[BEGIN]
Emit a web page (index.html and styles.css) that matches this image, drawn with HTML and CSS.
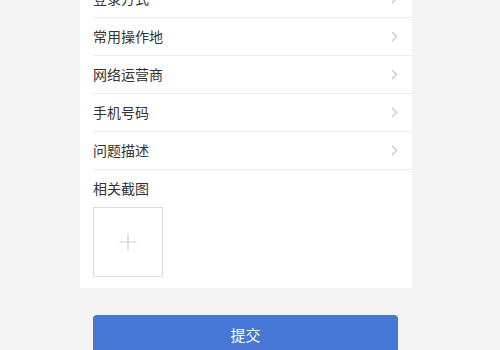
FILE: index.html
```html
<!DOCTYPE html>
<html lang="zh-CN">
<head>
<meta charset="utf-8">
<link rel="stylesheet" href="styles.css">
</head>
<body>
<div class="page">
  <div class="panel">
    <div class="row"><span class="label">登录方式</span><svg class="chev" width="7" height="11" viewBox="0 0 7 11"><polyline points="1,1 5.5,5.5 1,10" fill="none" stroke="#c4c4c4" stroke-width="1.2"/></svg></div>
    <div class="row"><span class="label">常用操作地</span><svg class="chev" width="7" height="11" viewBox="0 0 7 11"><polyline points="1,1 5.5,5.5 1,10" fill="none" stroke="#c4c4c4" stroke-width="1.2"/></svg></div>
    <div class="row"><span class="label">网络运营商</span><svg class="chev" width="7" height="11" viewBox="0 0 7 11"><polyline points="1,1 5.5,5.5 1,10" fill="none" stroke="#c4c4c4" stroke-width="1.2"/></svg></div>
    <div class="row"><span class="label">手机号码</span><svg class="chev" width="7" height="11" viewBox="0 0 7 11"><polyline points="1,1 5.5,5.5 1,10" fill="none" stroke="#c4c4c4" stroke-width="1.2"/></svg></div>
    <div class="row"><span class="label">问题描述</span><svg class="chev" width="7" height="11" viewBox="0 0 7 11"><polyline points="1,1 5.5,5.5 1,10" fill="none" stroke="#c4c4c4" stroke-width="1.2"/></svg></div>
    <div class="shots">
      <div class="shots-title">相关截图</div>
      <div class="upload">
        <svg width="20" height="20" viewBox="0 0 20 20"><path d="M10 1.5V18.5M1.5 10H18.5" stroke="#cfcfcf" stroke-width="1.2" fill="none"/></svg>
      </div>
    </div>
  </div>
  <button class="submit">提交</button>
</div>
</body>
</html>
```
FILE: styles.css
```css
html, body {
  margin: 0;
  padding: 0;
  background: #f4f4f4;
  font-family: "Noto Sans CJK SC", "Noto Sans", sans-serif;
  overflow: hidden;
}
.page {
  width: 332px;
  margin-left: 80px;
}
.panel {
  background: #fff;
  margin-top: -20px;
}
.row {
  margin-left: 13px;
  padding-right: 14px;
  height: 37px;
  border-bottom: 1px solid #ececec;
  display: flex;
  align-items: center;
  justify-content: space-between;
}
.label {
  font-size: 14px;
  color: #333;
  line-height: 20px;
  padding-bottom: 2px;
}
.chev {
  display: block;
  margin-top: -1px;
}
.shots {
  padding: 8px 13px 11px;
}
.shots-title {
  font-size: 14px;
  line-height: 20px;
  color: #333;
  margin-bottom: 9px;
}
.upload {
  width: 68px;
  height: 68px;
  border: 1px solid #dedede;
  display: flex;
  align-items: center;
  justify-content: center;
}
.upload svg { display: block; }
.submit {
  display: block;
  margin: 27px 0 0 13px;
  width: 305px;
  height: 40px;
  border: none;
  border-radius: 4px;
  background: #4677d6;
  color: #fff;
  font-family: "Noto Sans CJK SC", "Noto Sans", sans-serif;
  font-size: 15px;
  padding: 0 0 2px;
}
```
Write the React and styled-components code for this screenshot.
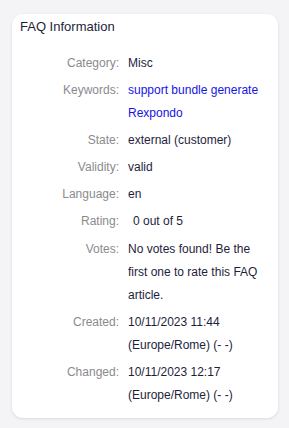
import React from "react";
import styled, { createGlobalStyle } from "styled-components";

const Global = createGlobalStyle`
  html, body { margin: 0; padding: 0; background: #f4f4f7; }
  body { font-family: "Liberation Sans", Arial, sans-serif; }
`;

const Page = styled.div`
  padding: 14px 11px 11px 12px;
`;

const Card = styled.section`
  background: #ffffff;
  border-radius: 11px;
  box-shadow: 0 1px 3px rgba(30, 30, 60, 0.12);
  padding: 3px 8px 11px 8px;
  width: 266px;
  box-sizing: border-box;
`;

const Title = styled.h2`
  margin: 0 0 15px 0;
  font-size: 13px;
  font-weight: 400;
  line-height: 20px;
  color: #1e1e3c;
`;

const List = styled.dl`
  margin: 0;
  display: grid;
  grid-template-columns: 99px 1fr;
  column-gap: 9px;
  row-gap: 4.1px;
  font-size: 12px;
  line-height: 23px;
`;

const Label = styled.dt`
  text-align: right;
  color: #8a8a8e;
  margin: 0;
`;

const Value = styled.dd`
  margin: 0;
  padding-left: ${(p) => (p.$indent ? "5px" : "0")};
  color: ${(p) => (p.$link ? "#1414e6" : "#1e1e3c")};
  padding-right: 4px;
`;

const rows = [
  ["Category:", "Misc"],
  ["Keywords:", "support bundle generate Rexpondo", { link: true }],
  ["State:", "external (customer)"],
  ["Validity:", "valid"],
  ["Language:", "en"],
  ["Rating:", "0 out of 5", { indent: true }],
  ["Votes:", "No votes found! Be the first one to rate this FAQ article."],
  ["Created:", "10/11/2023 11:44 (Europe/Rome) (- -)"],
  ["Changed:", "10/11/2023 12:17 (Europe/Rome) (- -)"],
];

export default function App() {
  return (
    <Page>
      <Global />
      <Card>
        <Title>FAQ Information</Title>
        <List>
          {rows.map(([label, value, opts = {}]) => (
            <React.Fragment key={label}>
              <Label>{label}</Label>
              <Value $link={opts.link} $indent={opts.indent}>
                {value}
              </Value>
            </React.Fragment>
          ))}
        </List>
      </Card>
    </Page>
  );
}
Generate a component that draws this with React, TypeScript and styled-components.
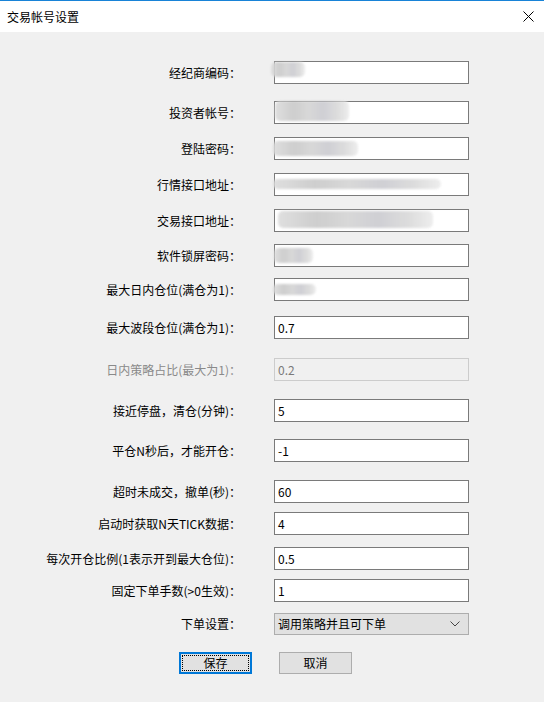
[END]
SET EXERCISE ::
Every entry should be returned exactly as written, minus the pictures.

ANSWER TO THE TASK ::
Emit a web page (index.html and styles.css) that matches this image, drawn with HTML and CSS.
FILE: index.html
```html
<!DOCTYPE html>
<html lang="zh-CN">
<head>
<meta charset="utf-8">
<link rel="stylesheet" href="styles.css">
</head>
<body>
<div class="page">
  <div class="panel">
    <div class="row"><span class="label">登录方式</span><svg class="chev" width="7" height="11" viewBox="0 0 7 11"><polyline points="1,1 5.5,5.5 1,10" fill="none" stroke="#c4c4c4" stroke-width="1.2"/></svg></div>
    <div class="row"><span class="label">常用操作地</span><svg class="chev" width="7" height="11" viewBox="0 0 7 11"><polyline points="1,1 5.5,5.5 1,10" fill="none" stroke="#c4c4c4" stroke-width="1.2"/></svg></div>
    <div class="row"><span class="label">网络运营商</span><svg class="chev" width="7" height="11" viewBox="0 0 7 11"><polyline points="1,1 5.5,5.5 1,10" fill="none" stroke="#c4c4c4" stroke-width="1.2"/></svg></div>
    <div class="row"><span class="label">手机号码</span><svg class="chev" width="7" height="11" viewBox="0 0 7 11"><polyline points="1,1 5.5,5.5 1,10" fill="none" stroke="#c4c4c4" stroke-width="1.2"/></svg></div>
    <div class="row"><span class="label">问题描述</span><svg class="chev" width="7" height="11" viewBox="0 0 7 11"><polyline points="1,1 5.5,5.5 1,10" fill="none" stroke="#c4c4c4" stroke-width="1.2"/></svg></div>
    <div class="shots">
      <div class="shots-title">相关截图</div>
      <div class="upload">
        <svg width="20" height="20" viewBox="0 0 20 20"><path d="M10 1.5V18.5M1.5 10H18.5" stroke="#cfcfcf" stroke-width="1.2" fill="none"/></svg>
      </div>
    </div>
  </div>
  <button class="submit">提交</button>
</div>
</body>
</html>
```
FILE: styles.css
```css
html, body {
  margin: 0;
  padding: 0;
  background: #f4f4f4;
  font-family: "Noto Sans CJK SC", "Noto Sans", sans-serif;
  overflow: hidden;
}
.page {
  width: 332px;
  margin-left: 80px;
}
.panel {
  background: #fff;
  margin-top: -20px;
}
.row {
  margin-left: 13px;
  padding-right: 14px;
  height: 37px;
  border-bottom: 1px solid #ececec;
  display: flex;
  align-items: center;
  justify-content: space-between;
}
.label {
  font-size: 14px;
  color: #333;
  line-height: 20px;
  padding-bottom: 2px;
}
.chev {
  display: block;
  margin-top: -1px;
}
.shots {
  padding: 8px 13px 11px;
}
.shots-title {
  font-size: 14px;
  line-height: 20px;
  color: #333;
  margin-bottom: 9px;
}
.upload {
  width: 68px;
  height: 68px;
  border: 1px solid #dedede;
  display: flex;
  align-items: center;
  justify-content: center;
}
.upload svg { display: block; }
.submit {
  display: block;
  margin: 27px 0 0 13px;
  width: 305px;
  height: 40px;
  border: none;
  border-radius: 4px;
  background: #4677d6;
  color: #fff;
  font-family: "Noto Sans CJK SC", "Noto Sans", sans-serif;
  font-size: 15px;
  padding: 0 0 2px;
}
```
Write the React and styled-components code for this screenshot.
import React from "react";
import styled, { createGlobalStyle } from "styled-components";

const Global = createGlobalStyle`
  html, body { margin: 0; padding: 0; background: #f4f4f7; }
  body { font-family: "Liberation Sans", Arial, sans-serif; }
`;

const Page = styled.div`
  padding: 14px 11px 11px 12px;
`;

const Card = styled.section`
  background: #ffffff;
  border-radius: 11px;
  box-shadow: 0 1px 3px rgba(30, 30, 60, 0.12);
  padding: 3px 8px 11px 8px;
  width: 266px;
  box-sizing: border-box;
`;

const Title = styled.h2`
  margin: 0 0 15px 0;
  font-size: 13px;
  font-weight: 400;
  line-height: 20px;
  color: #1e1e3c;
`;

const List = styled.dl`
  margin: 0;
  display: grid;
  grid-template-columns: 99px 1fr;
  column-gap: 9px;
  row-gap: 4.1px;
  font-size: 12px;
  line-height: 23px;
`;

const Label = styled.dt`
  text-align: right;
  color: #8a8a8e;
  margin: 0;
`;

const Value = styled.dd`
  margin: 0;
  padding-left: ${(p) => (p.$indent ? "5px" : "0")};
  color: ${(p) => (p.$link ? "#1414e6" : "#1e1e3c")};
  padding-right: 4px;
`;

const rows = [
  ["Category:", "Misc"],
  ["Keywords:", "support bundle generate Rexpondo", { link: true }],
  ["State:", "external (customer)"],
  ["Validity:", "valid"],
  ["Language:", "en"],
  ["Rating:", "0 out of 5", { indent: true }],
  ["Votes:", "No votes found! Be the first one to rate this FAQ article."],
  ["Created:", "10/11/2023 11:44 (Europe/Rome) (- -)"],
  ["Changed:", "10/11/2023 12:17 (Europe/Rome) (- -)"],
];

export default function App() {
  return (
    <Page>
      <Global />
      <Card>
        <Title>FAQ Information</Title>
        <List>
          {rows.map(([label, value, opts = {}]) => (
            <React.Fragment key={label}>
              <Label>{label}</Label>
              <Value $link={opts.link} $indent={opts.indent}>
                {value}
              </Value>
            </React.Fragment>
          ))}
        </List>
      </Card>
    </Page>
  );
}
Generate a component that draws this with React, TypeScript and styled-components.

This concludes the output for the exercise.